Wait! Let’s not rush things. Take a moment to imagine how contented you would feel if you didn’t get a “Holiday Spending Hangover” this coming January. Sounds good? Okay then, let’s do a little prep work.
Review What You Bought Last Year
Dig out your credit card bills from November and December 2010 and January 2011. If you didn’t keep them, go online and print copies. Mark them up. Make notes of what you bought for whom. If you cannot remember, then just circle the ones you think were for holiday spending. Now, identify your non-gift holiday spending. That would include holiday cards, giftwrap, decorations, hostess gifts and hosting your own get-togethers.
Grab your check register for the same months. Repeat the circling and notation thing.
Add up last year’s holiday spending. No, you cannot skip this step and just guess. Of my clients who guess, ninety-nine percent end up with estimates that are half of their true spending.
When you get the true total, write it down. We are going to aim for a lower number this year.
Make a List and Check It Twice
Now make a list of everyone for whom you’ll buy gifts this year. Make another list for the same kind of non-gift holiday spending that you identified for last year.
Now go down the list and put dollars next to each item. If you are comfortable with a spreadsheet, use that for convenience. Total the dollars. Not below last year’s total? Trim the dollars here and there. Keep working on this until your spending plans are comfortably below last year’s numbers.
Oh, I need to tell you one of the rules. Your total has to be a number that allows you to pay for all of this with cash or an amount on a credit card that you can pay in full when the bill comes due.
Now you are ready to start brainstorming what you will give as gifts. Have something in mind for everyone. If you are an overachiever, have a backup plan for everyone. Sometimes you just cannot locate your first choice for Aunt Molly, like that desktop electric fan she longed for during those horridly hot August days.
Be creative and be smart. Do some window-shopping first. Last week I saw a new copy of a great cookbook at Half Price Books for $9.99. I know I paid $30 for it three years ago. I might go back for that book for a relative. Barnes & Noble sends me discount coupons. I have a friend who loves those colorful little Moleskine notebooks near the register. I’ll wait for those coupons and then stop in for the notebooks.
Promise Not to Use Credit Cards This Year
Do your shopping with cash, checks or debit cards. If you are shopping online, you are going to have to use your credit card. But watch your spending budget.

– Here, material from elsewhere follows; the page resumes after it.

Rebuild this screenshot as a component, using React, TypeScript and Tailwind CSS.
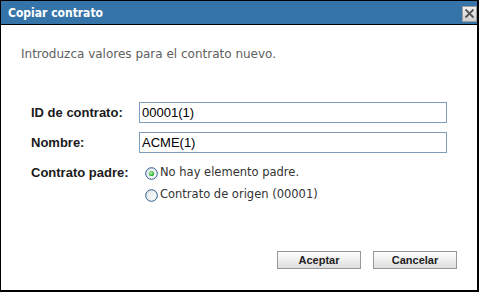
import React from 'react';

const Radio = ({ checked }: { checked?: boolean }) => (
  <svg width="13" height="13" viewBox="0 0 13 13" className="shrink-0">
    <defs>
      <linearGradient id="rg" x1="0" y1="0" x2="1" y2="1">
        <stop offset="0" stopColor="#dfe3e8" />
        <stop offset="1" stopColor="#ffffff" />
      </linearGradient>
      <radialGradient id="dot" cx="0.4" cy="0.4" r="0.6">
        <stop offset="0" stopColor="#b8f5a8" />
        <stop offset="1" stopColor="#1fa82c" />
      </radialGradient>
    </defs>
    <circle cx="6.5" cy="6.5" r="5.8" fill="url(#rg)" stroke="#2b5a8a" strokeWidth="1" />
    {checked && <circle cx="6.5" cy="6.5" r="2.6" fill="url(#dot)" />}
  </svg>
);

const App = () => {
  return (
    <div className="w-[479px] h-[292px] bg-white border-t border-l border-r-2 border-b-2 border-black flex flex-col">
      {/* Title bar */}
      <div className="h-[24px] bg-[#3574a9] border-b border-black flex items-center justify-between pl-[7px]">
        <span className="text-white font-bold text-[12px] font-['DejaVu_Sans_Condensed','DejaVu_Sans',sans-serif]">Copiar contrato</span>
        <button className="w-[15px] h-[16px] mt-[2px] bg-gradient-to-b from-[#f0f0f0] to-[#cfcfcf] border border-[#9c9c9c] flex items-center justify-center">
          <svg width="11" height="11" viewBox="0 0 11 11">
            <path d="M1.5 1.5 L9.5 9.5 M9.5 1.5 L1.5 9.5" stroke="#555" strokeWidth="1.8" />
          </svg>
        </button>
      </div>

      {/* Body */}
      <div className="flex-1 flex flex-col px-5 pt-[22px] pb-[21px]">
        <p className="text-[12px] leading-[15px] text-[#606060] font-['DejaVu_Sans',sans-serif]">
          Introduzca valores para el contrato nuevo.
        </p>

        <div className="mt-[40px] ml-[10px] grid grid-cols-[108px_308px] gap-y-[9px] items-center">
          <label className="text-[13px] font-bold text-[#1a1a1a] font-['Liberation_Sans',Arial,sans-serif]">ID de contrato:</label>
          <input
            readOnly
            value="00001(1)"
            className="h-[21px] border border-[#7f9db9] px-[2px] text-[13px] text-black font-['Liberation_Sans',Arial,sans-serif] outline-none"
          />

          <label className="text-[13px] font-bold text-[#1a1a1a] font-['Liberation_Sans',Arial,sans-serif]">Nombre:</label>
          <input
            readOnly
            value="ACME(1)"
            className="h-[21px] border border-[#7f9db9] px-[2px] text-[13px] text-black font-['Liberation_Sans',Arial,sans-serif] outline-none"
          />

          <label className="self-start h-[22px] flex items-center text-[13px] font-bold text-[#1a1a1a] font-['Liberation_Sans',Arial,sans-serif]">Contrato padre:</label>
          <div className="flex flex-col pl-[6px] text-[11.5px] text-[#333] font-['DejaVu_Sans',sans-serif]">
            <div className="h-[22px] flex items-center gap-[2px]">
              <Radio checked />
              <span>No hay elemento padre.</span>
            </div>
            <div className="h-[22px] flex items-center gap-[2px]">
              <Radio />
              <span>Contrato de origen (00001)</span>
            </div>
          </div>
        </div>

        <div className="mt-auto flex justify-end gap-3">
          {['Aceptar', 'Cancelar'].map(b => (
            <button
              key={b}
              className="w-[84px] h-[18px] bg-gradient-to-b from-[#ffffff] to-[#dedede] border border-[#989898] text-[11px] font-bold text-[#222] font-['Liberation_Sans',Arial,sans-serif] leading-none"
            >
              {b}
            </button>
          ))}
        </div>
      </div>
    </div>
  );
};

export default App;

When you use your credit card, write the dollar amount in your check register as if it were a debit card or check purchase. Also, get back to your initial spending list and write down the amount you have spent next to your items. Keep a running total.
If you think you might be tempted to use your credit card, get a metal mixing bowl, fill it with water, toss your credit card in and slip that bowl into your freezer.
The Rest of the Year
The fun doesn’t stop here. Think about the holidays all year round. Four years ago, at a January sale, my husband admired a deeply discounted shirt. He asked me to get it for him for Christmas the next year. I stored it in my closet and pulled it out a year later. Get that desktop electric fan for Aunt Molly next September.
Check through your holiday cards and giftwrap supplies now. Pick up more on sale this coming January. If you find sales before then, stock up.
Plan to save throughout the year for next year’s holiday spending. Divide your total holiday spending budget by 12. Set aside that amount each month to get ready for next year. Open a new savings account to separate the spending amount.
Even the most careful money managers can wake up with a Holiday Spending Hangover. Paying off these bills every month on into the autumn can be unpleasant. By planning ahead and keeping track of your spending, you can enjoy your holidays more and carry that contented feeling into the next year.